Cadogan also presided over an Office facing fundamental administrative change. In conversation with Cadogan in the late autumn of 1940, Ernest Bevin, the new Minister of Labour, urged on him the need for the Foreign Office to take a greater interest in industrial and labour matters. And Bevin subsequently addressed a memorandum to Lord Halifax in which he repeated a criticism made often of the Office and the Diplomatic Service both before and since 1914: that diplomacy had 'moved in far too narrow a circle and the reactions of [British] policy on the well-being of the people of other countries [had] not been comprehended'. This appears to have initiated the process which led to the White Paper of January 1943 and the introduction of the Eden Reforms.
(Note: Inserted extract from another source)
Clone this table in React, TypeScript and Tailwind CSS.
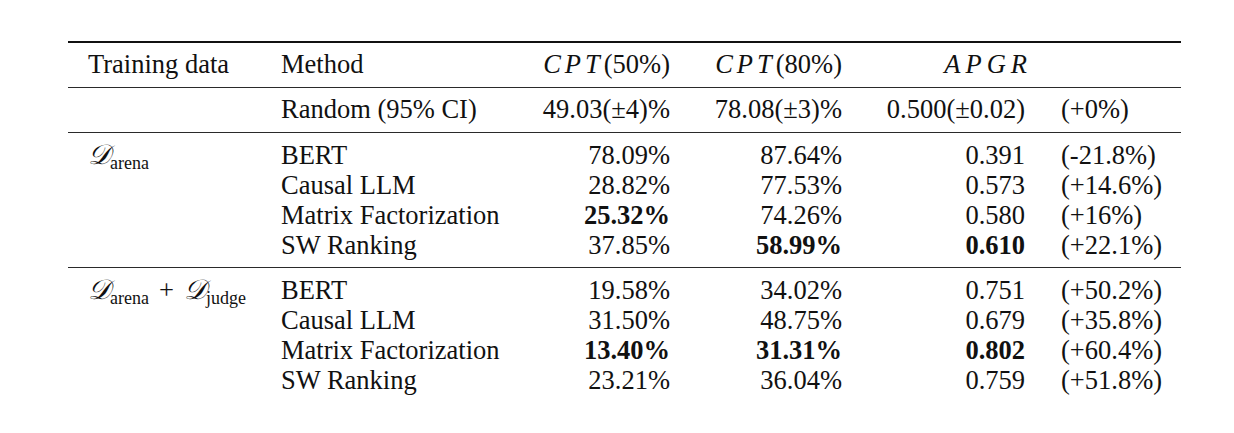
import React from 'react';

type Row = {
  method: string;
  cpt50: string;
  cpt80: string;
  apgr: string;
  gain: string;
  bold?: ('cpt50' | 'cpt80' | 'apgr')[];
};

const arenaRows: Row[] = [
  { method: 'BERT', cpt50: '78.09%', cpt80: '87.64%', apgr: '0.391', gain: '(-21.8%)' },
  { method: 'Causal LLM', cpt50: '28.82%', cpt80: '77.53%', apgr: '0.573', gain: '(+14.6%)' },
  { method: 'Matrix Factorization', cpt50: '25.32%', cpt80: '74.26%', apgr: '0.580', gain: '(+16%)', bold: ['cpt50'] },
  { method: 'SW Ranking', cpt50: '37.85%', cpt80: '58.99%', apgr: '0.610', gain: '(+22.1%)', bold: ['cpt80', 'apgr'] },
];

const judgeRows: Row[] = [
  { method: 'BERT', cpt50: '19.58%', cpt80: '34.02%', apgr: '0.751', gain: '(+50.2%)' },
  { method: 'Causal LLM', cpt50: '31.50%', cpt80: '48.75%', apgr: '0.679', gain: '(+35.8%)' },
  { method: 'Matrix Factorization', cpt50: '13.40%', cpt80: '31.31%', apgr: '0.802', gain: '(+60.4%)', bold: ['cpt50', 'cpt80', 'apgr'] },
  { method: 'SW Ranking', cpt50: '23.21%', cpt80: '36.04%', apgr: '0.759', gain: '(+51.8%)' },
];

const cols = 'grid grid-cols-[213px_259px_130px_172px_183px_1fr]';

function D({ sub }: { sub: string }) {
  return (
    <span className="whitespace-nowrap leading-none">
      <span className="italic text-[28px] leading-none">𝒟</span>
      <span className="text-[18px] leading-none relative top-[5px]">{sub}</span>
    </span>
  );
}

function Group({ label, rows, last }: { label: React.ReactNode; rows: Row[]; last?: boolean }) {
  return (
    <div className={last ? 'pt-[7px]' : 'pt-[7px] pb-[7px] border-b border-[#2a2a2a]'}>
      {rows.map((r, i) => (
        <div key={r.method} className={`${cols} h-[30px] leading-[30px]`}>
          <div className="pl-5 whitespace-nowrap">{i === 0 ? label : null}</div>
          <div className="whitespace-nowrap">{r.method}</div>
          <div className={`text-right ${r.bold?.includes('cpt50') ? 'font-bold' : ''}`}>{r.cpt50}</div>
          <div className={`text-right ${r.bold?.includes('cpt80') ? 'font-bold' : ''}`}>{r.cpt80}</div>
          <div className={`text-right ${r.bold?.includes('apgr') ? 'font-bold' : ''}`}>{r.apgr}</div>
          <div className="pl-[36px]">{r.gain}</div>
        </div>
      ))}
    </div>
  );
}

export default function App() {
  return (
    <div className="w-[1234px] h-[433px] bg-white pt-[41px] pl-[68px] text-[26.5px] text-[#111] font-[family-name:'Liberation_Serif','Times_New_Roman',serif]">
      <div className="w-[1113px]">
        <div className="border-t-2 border-[#111]" />
        <div className={`${cols} h-[45px] items-center border-b border-[#2a2a2a]`}>
          <div className="pl-5">Training data</div>
          <div>Method</div>
          <div className="text-right whitespace-nowrap">
            <span className="italic tracking-[4px]">CPT</span>(50%)
          </div>
          <div className="text-right whitespace-nowrap">
            <span className="italic tracking-[4px]">CPT</span>(80%)
          </div>
          <div className="text-right italic tracking-[5px] mr-[-7px]">APGR</div>
          <div />
        </div>
        <div className={`${cols} h-[45px] items-center border-b border-[#2a2a2a]`}>
          <div />
          <div>Random (95% CI)</div>
          <div className="text-right whitespace-nowrap">49.03(±4)%</div>
          <div className="text-right whitespace-nowrap">78.08(±3)%</div>
          <div className="text-right whitespace-nowrap">0.500(±0.02)</div>
          <div className="pl-[36px]">(+0%)</div>
        </div>
        <Group label={<D sub="arena" />} rows={arenaRows} />
        <Group
          last
          label={
            <span>
              <D sub="arena" />
              <span className="mx-[10px]">+</span>
              <D sub="judge" />
            </span>
          }
          rows={judgeRows}
        />
      </div>
    </div>
  );
}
As a result, a single Foreign Service was established, and the former distinctions between the Foreign Office, the Diplomatic Service, the Commercial Diplomatic Service and the Consular Service were abolished. New methods of selection were also introduced so as to encourage recruitment from a much broader social base. Bevin's suspicions of the Office seem, however, to have disappeared following his appointment as Foreign Secretary in July 1945, and he soon recognised Cadogan as an adviser of exceptional value. Both men were concerned about the Soviet Union's ultimate intentions and, after taking up his new post as Britain's first Permanent Representative to the United Nations in February 1946, Cadogan was drawn into the politics of ideological confrontation. Deeply pessimistic about the new diplomatic institutions at New York, he dubbed the Security Council a 'tiltyard' and could see little chance of it being used for any other purpose.